We have quotes from his order following Anita Lee’s Sun Herald story in the case of Balius v State Farm:
Judge L.T. Senter Jr. sternly reiterated his order that State Farm and policyholders’ attorneys stop their “internecine and acrimonious warfare” and focus on resolving their cases.
Senter has issued an opinion that grants a request for relief to policyholders’ attorneys Lumpkin & Reeves of Biloxi, who represent Craig and Carol Balius. They are suing the insurance company over uncovered Katrina damage.
Senter said State Farm has misconstrued his opinion in another case and is wrongfully withholding pre-trial discovery, or company information requested by Lumpkin and Reeves to prepare the Balius’ case.
The judge had previously disqualified law firms formerly associated with attorney Dickie Scruggs on Scruggs’ cases against State Farm because he unethically paid two potential witnesses. Senter’s disqualification order applied to Lumpkin & Reeves, which can’t take on former Scruggs cases.
A law firm representing State Farm – Webb, Sanders & Williams of Tupelo – then refused to work with Lumpkin & Reeves on the non-Scruggs Balius case.
Senter said he was “tempted to impose sanctions” on State Farm’s counsel for their “cavalier refusal to honor their discovery obligations,” but Lumpkin & Reeves did not request sanctions.
Senter closed by letting the attorneys know their focus had better shift to resolving cases based on their merits.
He wrote, “Anything short of this will not be tolerated.”

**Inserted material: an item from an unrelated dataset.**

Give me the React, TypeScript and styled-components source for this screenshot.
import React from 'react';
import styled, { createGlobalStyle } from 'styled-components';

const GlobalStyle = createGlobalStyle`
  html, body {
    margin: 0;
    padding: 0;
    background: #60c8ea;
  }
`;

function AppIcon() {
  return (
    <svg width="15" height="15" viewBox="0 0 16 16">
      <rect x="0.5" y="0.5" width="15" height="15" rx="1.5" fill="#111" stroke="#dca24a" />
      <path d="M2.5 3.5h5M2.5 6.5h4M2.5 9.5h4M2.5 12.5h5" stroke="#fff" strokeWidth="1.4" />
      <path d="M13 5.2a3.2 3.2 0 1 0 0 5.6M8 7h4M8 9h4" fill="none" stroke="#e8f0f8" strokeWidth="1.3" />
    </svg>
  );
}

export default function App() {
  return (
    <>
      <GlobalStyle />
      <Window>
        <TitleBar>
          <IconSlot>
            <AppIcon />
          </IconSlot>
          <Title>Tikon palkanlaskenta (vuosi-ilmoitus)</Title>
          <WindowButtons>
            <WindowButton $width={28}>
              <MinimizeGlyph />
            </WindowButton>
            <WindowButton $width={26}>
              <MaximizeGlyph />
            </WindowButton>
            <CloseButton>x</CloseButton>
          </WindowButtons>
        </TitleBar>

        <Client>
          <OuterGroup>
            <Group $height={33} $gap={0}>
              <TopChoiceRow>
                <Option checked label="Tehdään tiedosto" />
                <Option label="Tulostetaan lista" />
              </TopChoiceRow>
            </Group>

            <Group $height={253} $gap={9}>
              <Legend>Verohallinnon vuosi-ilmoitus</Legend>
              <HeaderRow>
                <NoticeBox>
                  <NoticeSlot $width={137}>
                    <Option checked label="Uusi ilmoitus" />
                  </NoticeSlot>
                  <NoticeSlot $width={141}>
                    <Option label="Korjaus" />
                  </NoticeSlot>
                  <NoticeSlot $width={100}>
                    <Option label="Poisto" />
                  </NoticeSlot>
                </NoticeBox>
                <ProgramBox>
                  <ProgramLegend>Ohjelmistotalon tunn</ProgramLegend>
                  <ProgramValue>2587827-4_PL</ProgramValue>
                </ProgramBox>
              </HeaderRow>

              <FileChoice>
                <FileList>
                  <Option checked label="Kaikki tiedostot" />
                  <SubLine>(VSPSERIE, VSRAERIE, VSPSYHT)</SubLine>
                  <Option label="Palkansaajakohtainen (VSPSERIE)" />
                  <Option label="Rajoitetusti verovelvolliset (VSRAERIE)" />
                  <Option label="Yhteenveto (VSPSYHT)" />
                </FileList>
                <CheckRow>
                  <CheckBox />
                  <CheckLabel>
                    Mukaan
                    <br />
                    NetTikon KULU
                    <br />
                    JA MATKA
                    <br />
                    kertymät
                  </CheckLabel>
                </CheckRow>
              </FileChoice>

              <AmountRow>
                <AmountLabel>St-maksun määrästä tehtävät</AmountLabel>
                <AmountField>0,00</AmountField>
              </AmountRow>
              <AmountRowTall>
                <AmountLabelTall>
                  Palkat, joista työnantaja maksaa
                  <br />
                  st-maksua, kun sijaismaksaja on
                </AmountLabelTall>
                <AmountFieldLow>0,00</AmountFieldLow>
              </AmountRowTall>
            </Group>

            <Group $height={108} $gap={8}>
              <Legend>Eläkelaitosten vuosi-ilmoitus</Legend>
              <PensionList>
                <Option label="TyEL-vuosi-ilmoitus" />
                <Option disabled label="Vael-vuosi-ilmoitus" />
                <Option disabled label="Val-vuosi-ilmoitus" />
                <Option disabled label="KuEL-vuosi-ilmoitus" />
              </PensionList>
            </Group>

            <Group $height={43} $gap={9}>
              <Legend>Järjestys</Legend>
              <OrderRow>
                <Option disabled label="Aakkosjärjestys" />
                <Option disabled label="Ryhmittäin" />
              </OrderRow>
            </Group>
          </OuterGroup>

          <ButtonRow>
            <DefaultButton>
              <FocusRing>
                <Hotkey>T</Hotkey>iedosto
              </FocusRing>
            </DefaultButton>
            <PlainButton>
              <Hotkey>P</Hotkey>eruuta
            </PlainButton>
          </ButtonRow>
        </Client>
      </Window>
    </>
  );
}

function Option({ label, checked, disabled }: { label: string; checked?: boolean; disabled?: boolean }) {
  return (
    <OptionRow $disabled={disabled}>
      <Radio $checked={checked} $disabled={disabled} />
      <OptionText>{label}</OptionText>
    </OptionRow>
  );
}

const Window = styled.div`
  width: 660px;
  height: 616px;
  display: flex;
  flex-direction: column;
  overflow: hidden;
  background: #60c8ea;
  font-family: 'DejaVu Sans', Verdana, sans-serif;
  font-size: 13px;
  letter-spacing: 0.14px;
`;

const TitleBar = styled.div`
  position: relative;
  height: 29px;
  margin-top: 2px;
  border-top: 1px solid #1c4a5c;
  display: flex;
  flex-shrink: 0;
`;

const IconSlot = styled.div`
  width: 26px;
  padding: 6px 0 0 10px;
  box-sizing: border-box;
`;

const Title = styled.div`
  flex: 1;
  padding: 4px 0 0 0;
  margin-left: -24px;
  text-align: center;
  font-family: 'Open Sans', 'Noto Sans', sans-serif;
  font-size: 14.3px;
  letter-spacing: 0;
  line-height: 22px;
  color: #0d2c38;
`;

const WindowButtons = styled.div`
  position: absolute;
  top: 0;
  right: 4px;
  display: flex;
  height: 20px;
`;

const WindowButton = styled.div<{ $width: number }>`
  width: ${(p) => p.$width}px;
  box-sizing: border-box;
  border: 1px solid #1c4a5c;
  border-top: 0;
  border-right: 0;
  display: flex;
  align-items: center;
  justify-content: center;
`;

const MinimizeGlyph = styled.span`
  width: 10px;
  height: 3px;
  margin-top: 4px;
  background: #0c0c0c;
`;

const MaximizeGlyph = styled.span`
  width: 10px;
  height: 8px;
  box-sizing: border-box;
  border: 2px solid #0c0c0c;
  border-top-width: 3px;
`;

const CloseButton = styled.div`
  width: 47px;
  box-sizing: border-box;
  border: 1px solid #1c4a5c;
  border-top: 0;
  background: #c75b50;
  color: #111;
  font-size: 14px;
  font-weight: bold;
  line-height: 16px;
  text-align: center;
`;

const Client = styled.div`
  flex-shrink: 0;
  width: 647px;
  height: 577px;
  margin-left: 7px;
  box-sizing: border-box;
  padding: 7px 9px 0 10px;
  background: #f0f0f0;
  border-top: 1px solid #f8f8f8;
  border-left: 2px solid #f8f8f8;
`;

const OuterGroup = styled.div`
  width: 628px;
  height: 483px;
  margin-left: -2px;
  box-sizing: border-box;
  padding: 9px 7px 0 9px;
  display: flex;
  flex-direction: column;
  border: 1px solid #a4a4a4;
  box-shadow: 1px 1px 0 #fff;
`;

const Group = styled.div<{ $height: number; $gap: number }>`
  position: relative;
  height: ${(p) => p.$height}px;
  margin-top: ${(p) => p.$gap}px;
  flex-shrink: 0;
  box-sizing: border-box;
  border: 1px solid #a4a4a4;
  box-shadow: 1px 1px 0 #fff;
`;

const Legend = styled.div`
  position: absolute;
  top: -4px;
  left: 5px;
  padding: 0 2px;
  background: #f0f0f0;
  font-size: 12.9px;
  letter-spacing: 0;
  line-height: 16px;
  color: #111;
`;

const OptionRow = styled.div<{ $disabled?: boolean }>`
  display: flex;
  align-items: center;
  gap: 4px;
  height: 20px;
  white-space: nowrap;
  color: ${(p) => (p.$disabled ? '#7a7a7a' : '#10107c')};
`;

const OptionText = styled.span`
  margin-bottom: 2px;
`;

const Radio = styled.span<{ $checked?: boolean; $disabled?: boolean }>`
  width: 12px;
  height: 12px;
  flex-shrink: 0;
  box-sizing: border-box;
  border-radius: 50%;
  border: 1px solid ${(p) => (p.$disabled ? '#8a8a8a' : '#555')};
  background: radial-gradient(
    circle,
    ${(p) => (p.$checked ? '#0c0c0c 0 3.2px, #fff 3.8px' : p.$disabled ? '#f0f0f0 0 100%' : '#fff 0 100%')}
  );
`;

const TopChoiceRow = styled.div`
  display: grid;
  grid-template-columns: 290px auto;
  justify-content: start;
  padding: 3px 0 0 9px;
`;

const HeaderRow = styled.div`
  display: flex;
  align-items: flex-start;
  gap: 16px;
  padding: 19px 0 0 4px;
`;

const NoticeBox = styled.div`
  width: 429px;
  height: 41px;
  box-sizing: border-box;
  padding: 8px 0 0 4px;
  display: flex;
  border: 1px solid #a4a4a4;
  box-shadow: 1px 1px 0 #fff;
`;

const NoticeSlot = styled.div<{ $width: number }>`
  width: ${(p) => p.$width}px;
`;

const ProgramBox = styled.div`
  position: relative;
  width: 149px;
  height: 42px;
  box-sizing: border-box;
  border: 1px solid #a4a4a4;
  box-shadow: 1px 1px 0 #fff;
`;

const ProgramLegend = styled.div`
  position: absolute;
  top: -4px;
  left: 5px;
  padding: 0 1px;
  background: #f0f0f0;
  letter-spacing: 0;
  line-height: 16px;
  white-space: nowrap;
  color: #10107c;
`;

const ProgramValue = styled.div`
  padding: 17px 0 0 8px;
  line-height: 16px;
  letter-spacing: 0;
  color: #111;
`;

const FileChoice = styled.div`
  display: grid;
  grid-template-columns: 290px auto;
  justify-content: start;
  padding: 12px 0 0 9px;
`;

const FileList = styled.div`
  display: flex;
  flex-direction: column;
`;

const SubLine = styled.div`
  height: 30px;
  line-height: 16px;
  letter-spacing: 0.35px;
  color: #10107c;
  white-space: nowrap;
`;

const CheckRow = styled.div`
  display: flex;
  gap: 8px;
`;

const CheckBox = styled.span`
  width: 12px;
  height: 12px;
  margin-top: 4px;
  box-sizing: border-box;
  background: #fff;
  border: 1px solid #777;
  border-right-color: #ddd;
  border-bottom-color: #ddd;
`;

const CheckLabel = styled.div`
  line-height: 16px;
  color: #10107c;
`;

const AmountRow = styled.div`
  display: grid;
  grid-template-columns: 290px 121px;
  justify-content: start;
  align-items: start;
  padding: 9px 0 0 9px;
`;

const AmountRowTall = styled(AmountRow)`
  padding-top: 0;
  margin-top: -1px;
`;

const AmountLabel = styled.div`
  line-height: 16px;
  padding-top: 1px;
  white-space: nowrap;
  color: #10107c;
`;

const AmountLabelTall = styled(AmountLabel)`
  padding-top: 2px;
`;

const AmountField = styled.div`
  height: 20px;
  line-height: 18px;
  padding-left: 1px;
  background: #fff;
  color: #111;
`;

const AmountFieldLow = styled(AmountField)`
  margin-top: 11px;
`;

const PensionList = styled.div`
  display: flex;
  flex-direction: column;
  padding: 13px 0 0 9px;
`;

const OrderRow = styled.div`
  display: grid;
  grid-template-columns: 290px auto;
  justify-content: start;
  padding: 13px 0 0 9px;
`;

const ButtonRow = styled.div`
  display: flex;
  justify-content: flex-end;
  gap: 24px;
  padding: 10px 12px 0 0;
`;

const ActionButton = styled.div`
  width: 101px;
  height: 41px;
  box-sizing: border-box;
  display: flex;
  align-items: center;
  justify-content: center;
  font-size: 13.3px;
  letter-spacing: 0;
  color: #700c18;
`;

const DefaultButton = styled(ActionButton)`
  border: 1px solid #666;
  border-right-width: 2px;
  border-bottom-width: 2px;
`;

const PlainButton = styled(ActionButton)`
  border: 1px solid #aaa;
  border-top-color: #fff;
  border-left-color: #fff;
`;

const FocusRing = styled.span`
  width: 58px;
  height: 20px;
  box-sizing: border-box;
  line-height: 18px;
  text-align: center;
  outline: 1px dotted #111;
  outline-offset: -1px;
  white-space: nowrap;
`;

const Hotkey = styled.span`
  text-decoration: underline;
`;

This is what Judge Senter wrote in his order today:
What is especially disturbing is that defense counsel have taken it upon themselves to construe (or in this instance misconstrue) these orders, and on that ground have refused to conduct discovery or to meet their obligations to respond to discovery requests. They have acted unilaterally without seeking any guidance from the Court, and thwarted the Plaintiffs’ legitimate discovery efforts, all without filing a motion for disqualification.
The Judge continues:
A reading of the referenced communications from State Farm’s counsel (May 15, May 23, and June 9) bears out these assertions. Substituting their judgment in dispositive terms crosses the line into the field of impropriety.
The final paragraph in a recent memorandum opinion in Abney v. State Farm Fire and Casualty Co., No. 1:07cv711 (docket entry ) gains added significance in light of this conduct:
In the hundreds of cases brought against State Farm by the SKG I have watched the property damage insurance claims, the contract claims at the heart [of] these cases, being pushed off their rightful place at center stage by the escalating heat of the battles among State Farm, Renfroe and the SKG. This conflagration has not advanced the interests of the policyholders nor the ultimate resolution of these cases. In many instances, the litigants’ interests have been among the battlefield casualties. With the SKG having been disqualified as counsel in all the Court’s remaining State Farm cases, it is my sincere hope that the type of normal, professional, and focused advocacy necessary to resolve the individual merits of the cases still outstanding will presently come to the fore.
That hope is not being realized in the instant case. It is unreasonable for defense counsel to take the position that Lumpkin & Reeves’s disqualification in SKG/KLG cases carries over to this case or any other case in which SKG/KLG never appeared.
The Court is tempted to impose sanctions for defense counsels’ breach of the principle espoused in Abney and their cavalier refusal to honor their discovery obligations. However, that would defeat the purpose of the above admonishment. There is no motion for sanctions before the Court in this case, just as there has never been a motion for disqualification. Still, all counsel are reminded that the Court will not hesitate to resort to Fed. R. Civ. P. 16, 37, or any other applicable authority to deter unjust delay. It is time and past time for the internecine and acrimonious warfare among the attorneys to stop and for the focus to shift to the task of resolving the many remaining cases on their merits. Anything short of this will not be tolerated.